Transcribe the records that follow. Keep every word exactly, and drop the pictures.
┌─ SUPPLIED ENTRIES
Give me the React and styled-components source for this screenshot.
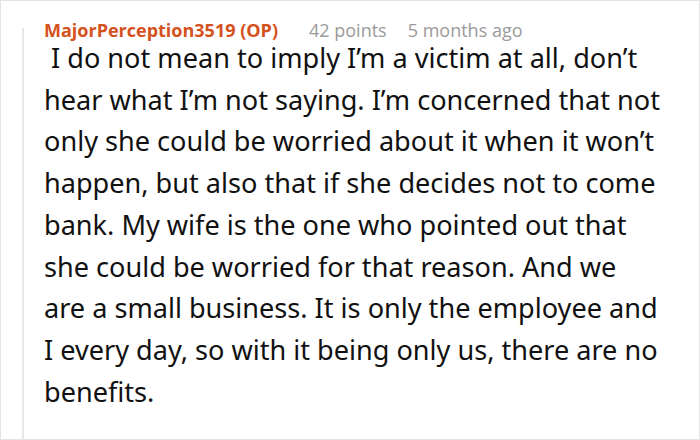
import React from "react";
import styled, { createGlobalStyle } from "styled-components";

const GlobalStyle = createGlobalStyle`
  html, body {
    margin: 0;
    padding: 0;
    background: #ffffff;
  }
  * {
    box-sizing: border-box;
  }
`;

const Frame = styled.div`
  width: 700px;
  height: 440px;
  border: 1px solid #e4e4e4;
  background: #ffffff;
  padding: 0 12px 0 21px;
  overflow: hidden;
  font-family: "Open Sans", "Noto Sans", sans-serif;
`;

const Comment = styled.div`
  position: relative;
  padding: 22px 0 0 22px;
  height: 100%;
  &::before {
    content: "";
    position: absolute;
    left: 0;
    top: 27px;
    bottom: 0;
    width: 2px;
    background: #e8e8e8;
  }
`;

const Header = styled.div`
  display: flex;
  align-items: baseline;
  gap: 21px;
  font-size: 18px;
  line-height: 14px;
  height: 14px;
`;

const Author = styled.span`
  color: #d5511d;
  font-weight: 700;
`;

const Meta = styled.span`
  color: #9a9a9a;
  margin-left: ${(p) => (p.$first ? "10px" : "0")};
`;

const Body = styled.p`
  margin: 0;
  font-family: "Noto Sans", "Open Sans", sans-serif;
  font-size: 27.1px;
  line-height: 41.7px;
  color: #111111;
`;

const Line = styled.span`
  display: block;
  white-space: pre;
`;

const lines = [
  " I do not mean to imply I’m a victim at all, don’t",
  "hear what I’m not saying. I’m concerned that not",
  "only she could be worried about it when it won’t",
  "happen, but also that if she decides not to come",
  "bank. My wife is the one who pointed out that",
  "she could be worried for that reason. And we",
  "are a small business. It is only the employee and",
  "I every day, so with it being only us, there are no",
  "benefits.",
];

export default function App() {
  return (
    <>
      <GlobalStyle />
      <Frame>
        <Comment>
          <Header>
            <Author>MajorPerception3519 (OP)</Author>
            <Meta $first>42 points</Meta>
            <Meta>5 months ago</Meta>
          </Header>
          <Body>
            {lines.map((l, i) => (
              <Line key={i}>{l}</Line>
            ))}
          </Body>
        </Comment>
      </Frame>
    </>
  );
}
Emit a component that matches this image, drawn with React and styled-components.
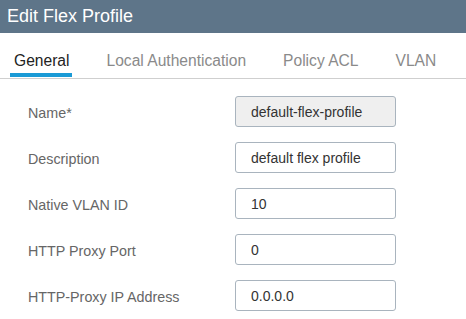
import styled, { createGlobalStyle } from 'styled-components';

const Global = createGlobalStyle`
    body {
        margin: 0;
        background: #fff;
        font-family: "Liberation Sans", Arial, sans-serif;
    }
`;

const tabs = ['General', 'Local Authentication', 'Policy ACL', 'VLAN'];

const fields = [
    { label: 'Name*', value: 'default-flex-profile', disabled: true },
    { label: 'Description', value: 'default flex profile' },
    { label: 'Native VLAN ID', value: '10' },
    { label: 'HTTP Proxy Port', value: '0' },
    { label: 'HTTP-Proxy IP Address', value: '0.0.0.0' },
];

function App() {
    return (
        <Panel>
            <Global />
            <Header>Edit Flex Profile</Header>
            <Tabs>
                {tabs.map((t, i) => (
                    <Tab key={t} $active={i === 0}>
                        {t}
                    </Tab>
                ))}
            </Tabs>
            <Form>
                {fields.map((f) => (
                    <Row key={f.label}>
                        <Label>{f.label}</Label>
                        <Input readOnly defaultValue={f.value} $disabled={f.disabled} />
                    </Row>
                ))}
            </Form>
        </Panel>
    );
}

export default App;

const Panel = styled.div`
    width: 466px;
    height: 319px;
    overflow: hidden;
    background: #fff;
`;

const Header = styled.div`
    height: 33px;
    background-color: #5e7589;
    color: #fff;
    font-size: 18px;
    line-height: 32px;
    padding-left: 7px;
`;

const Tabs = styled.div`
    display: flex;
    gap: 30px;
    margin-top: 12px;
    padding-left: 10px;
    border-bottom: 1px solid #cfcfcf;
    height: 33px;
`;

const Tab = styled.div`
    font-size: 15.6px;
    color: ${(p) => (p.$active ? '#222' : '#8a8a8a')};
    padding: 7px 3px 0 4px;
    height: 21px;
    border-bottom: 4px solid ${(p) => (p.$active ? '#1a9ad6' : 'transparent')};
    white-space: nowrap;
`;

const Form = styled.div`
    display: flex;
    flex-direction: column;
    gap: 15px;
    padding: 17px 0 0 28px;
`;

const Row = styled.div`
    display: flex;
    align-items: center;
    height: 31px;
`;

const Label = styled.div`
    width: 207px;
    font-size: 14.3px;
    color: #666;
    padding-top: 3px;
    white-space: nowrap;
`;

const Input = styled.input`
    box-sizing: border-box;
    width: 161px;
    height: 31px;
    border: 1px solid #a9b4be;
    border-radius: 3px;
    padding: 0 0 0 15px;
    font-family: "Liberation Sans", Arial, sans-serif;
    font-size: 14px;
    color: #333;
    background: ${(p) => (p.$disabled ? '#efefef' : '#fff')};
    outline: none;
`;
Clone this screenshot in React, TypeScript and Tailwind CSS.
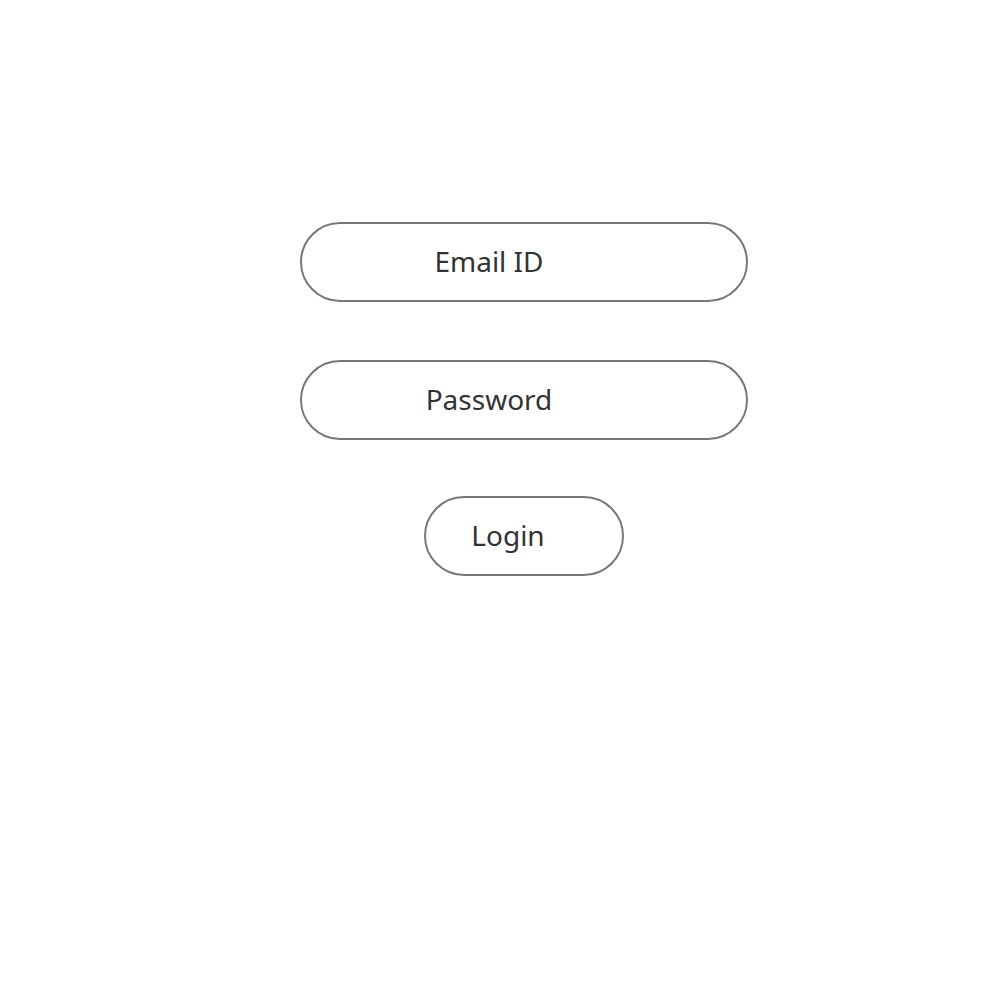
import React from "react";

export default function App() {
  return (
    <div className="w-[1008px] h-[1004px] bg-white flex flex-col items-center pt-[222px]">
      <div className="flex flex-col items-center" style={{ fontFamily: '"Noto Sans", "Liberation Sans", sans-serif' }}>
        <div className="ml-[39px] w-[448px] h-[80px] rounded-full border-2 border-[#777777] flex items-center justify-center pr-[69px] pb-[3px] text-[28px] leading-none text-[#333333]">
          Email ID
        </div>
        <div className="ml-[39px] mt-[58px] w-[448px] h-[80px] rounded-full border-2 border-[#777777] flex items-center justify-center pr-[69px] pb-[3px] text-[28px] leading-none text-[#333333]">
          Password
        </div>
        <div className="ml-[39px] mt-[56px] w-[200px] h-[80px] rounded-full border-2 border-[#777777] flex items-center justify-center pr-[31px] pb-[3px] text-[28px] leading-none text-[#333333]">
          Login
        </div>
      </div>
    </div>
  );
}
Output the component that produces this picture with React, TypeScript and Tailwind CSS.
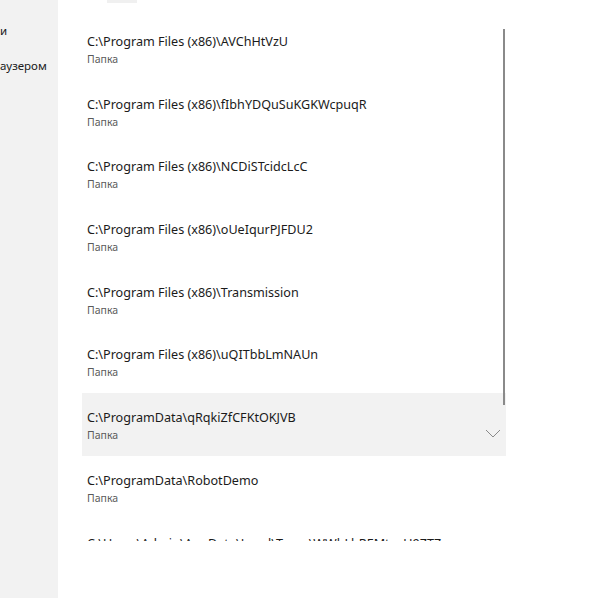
└─
WRITTEN SOLUTION —
Give me the React and styled-components source for this screenshot.
import React from "react";
import styled, { createGlobalStyle } from "styled-components";

const GlobalStyle = createGlobalStyle`
  html, body {
    margin: 0;
    padding: 0;
    background: #ffffff;
  }
  * {
    box-sizing: border-box;
  }
`;

const Frame = styled.div`
  width: 700px;
  height: 440px;
  border: 1px solid #e4e4e4;
  background: #ffffff;
  padding: 0 12px 0 21px;
  overflow: hidden;
  font-family: "Open Sans", "Noto Sans", sans-serif;
`;

const Comment = styled.div`
  position: relative;
  padding: 22px 0 0 22px;
  height: 100%;
  &::before {
    content: "";
    position: absolute;
    left: 0;
    top: 27px;
    bottom: 0;
    width: 2px;
    background: #e8e8e8;
  }
`;

const Header = styled.div`
  display: flex;
  align-items: baseline;
  gap: 21px;
  font-size: 18px;
  line-height: 14px;
  height: 14px;
`;

const Author = styled.span`
  color: #d5511d;
  font-weight: 700;
`;

const Meta = styled.span`
  color: #9a9a9a;
  margin-left: ${(p) => (p.$first ? "10px" : "0")};
`;

const Body = styled.p`
  margin: 0;
  font-family: "Noto Sans", "Open Sans", sans-serif;
  font-size: 27.1px;
  line-height: 41.7px;
  color: #111111;
`;

const Line = styled.span`
  display: block;
  white-space: pre;
`;

const lines = [
  " I do not mean to imply I’m a victim at all, don’t",
  "hear what I’m not saying. I’m concerned that not",
  "only she could be worried about it when it won’t",
  "happen, but also that if she decides not to come",
  "bank. My wife is the one who pointed out that",
  "she could be worried for that reason. And we",
  "are a small business. It is only the employee and",
  "I every day, so with it being only us, there are no",
  "benefits.",
];

export default function App() {
  return (
    <>
      <GlobalStyle />
      <Frame>
        <Comment>
          <Header>
            <Author>MajorPerception3519 (OP)</Author>
            <Meta $first>42 points</Meta>
            <Meta>5 months ago</Meta>
          </Header>
          <Body>
            {lines.map((l, i) => (
              <Line key={i}>{l}</Line>
            ))}
          </Body>
        </Comment>
      </Frame>
    </>
  );
}
Emit a component that matches this image, drawn with React and styled-components.
import styled, { createGlobalStyle } from 'styled-components';

const Global = createGlobalStyle`
    body {
        margin: 0;
        background: #fff;
        font-family: "Liberation Sans", Arial, sans-serif;
    }
`;

const tabs = ['General', 'Local Authentication', 'Policy ACL', 'VLAN'];

const fields = [
    { label: 'Name*', value: 'default-flex-profile', disabled: true },
    { label: 'Description', value: 'default flex profile' },
    { label: 'Native VLAN ID', value: '10' },
    { label: 'HTTP Proxy Port', value: '0' },
    { label: 'HTTP-Proxy IP Address', value: '0.0.0.0' },
];

function App() {
    return (
        <Panel>
            <Global />
            <Header>Edit Flex Profile</Header>
            <Tabs>
                {tabs.map((t, i) => (
                    <Tab key={t} $active={i === 0}>
                        {t}
                    </Tab>
                ))}
            </Tabs>
            <Form>
                {fields.map((f) => (
                    <Row key={f.label}>
                        <Label>{f.label}</Label>
                        <Input readOnly defaultValue={f.value} $disabled={f.disabled} />
                    </Row>
                ))}
            </Form>
        </Panel>
    );
}

export default App;

const Panel = styled.div`
    width: 466px;
    height: 319px;
    overflow: hidden;
    background: #fff;
`;

const Header = styled.div`
    height: 33px;
    background-color: #5e7589;
    color: #fff;
    font-size: 18px;
    line-height: 32px;
    padding-left: 7px;
`;

const Tabs = styled.div`
    display: flex;
    gap: 30px;
    margin-top: 12px;
    padding-left: 10px;
    border-bottom: 1px solid #cfcfcf;
    height: 33px;
`;

const Tab = styled.div`
    font-size: 15.6px;
    color: ${(p) => (p.$active ? '#222' : '#8a8a8a')};
    padding: 7px 3px 0 4px;
    height: 21px;
    border-bottom: 4px solid ${(p) => (p.$active ? '#1a9ad6' : 'transparent')};
    white-space: nowrap;
`;

const Form = styled.div`
    display: flex;
    flex-direction: column;
    gap: 15px;
    padding: 17px 0 0 28px;
`;

const Row = styled.div`
    display: flex;
    align-items: center;
    height: 31px;
`;

const Label = styled.div`
    width: 207px;
    font-size: 14.3px;
    color: #666;
    padding-top: 3px;
    white-space: nowrap;
`;

const Input = styled.input`
    box-sizing: border-box;
    width: 161px;
    height: 31px;
    border: 1px solid #a9b4be;
    border-radius: 3px;
    padding: 0 0 0 15px;
    font-family: "Liberation Sans", Arial, sans-serif;
    font-size: 14px;
    color: #333;
    background: ${(p) => (p.$disabled ? '#efefef' : '#fff')};
    outline: none;
`;
Clone this screenshot in React, TypeScript and Tailwind CSS.
import React from "react";

export default function App() {
  return (
    <div className="w-[1008px] h-[1004px] bg-white flex flex-col items-center pt-[222px]">
      <div className="flex flex-col items-center" style={{ fontFamily: '"Noto Sans", "Liberation Sans", sans-serif' }}>
        <div className="ml-[39px] w-[448px] h-[80px] rounded-full border-2 border-[#777777] flex items-center justify-center pr-[69px] pb-[3px] text-[28px] leading-none text-[#333333]">
          Email ID
        </div>
        <div className="ml-[39px] mt-[58px] w-[448px] h-[80px] rounded-full border-2 border-[#777777] flex items-center justify-center pr-[69px] pb-[3px] text-[28px] leading-none text-[#333333]">
          Password
        </div>
        <div className="ml-[39px] mt-[56px] w-[200px] h-[80px] rounded-full border-2 border-[#777777] flex items-center justify-center pr-[31px] pb-[3px] text-[28px] leading-none text-[#333333]">
          Login
        </div>
      </div>
    </div>
  );
}
Output the component that produces this picture with React, TypeScript and Tailwind CSS.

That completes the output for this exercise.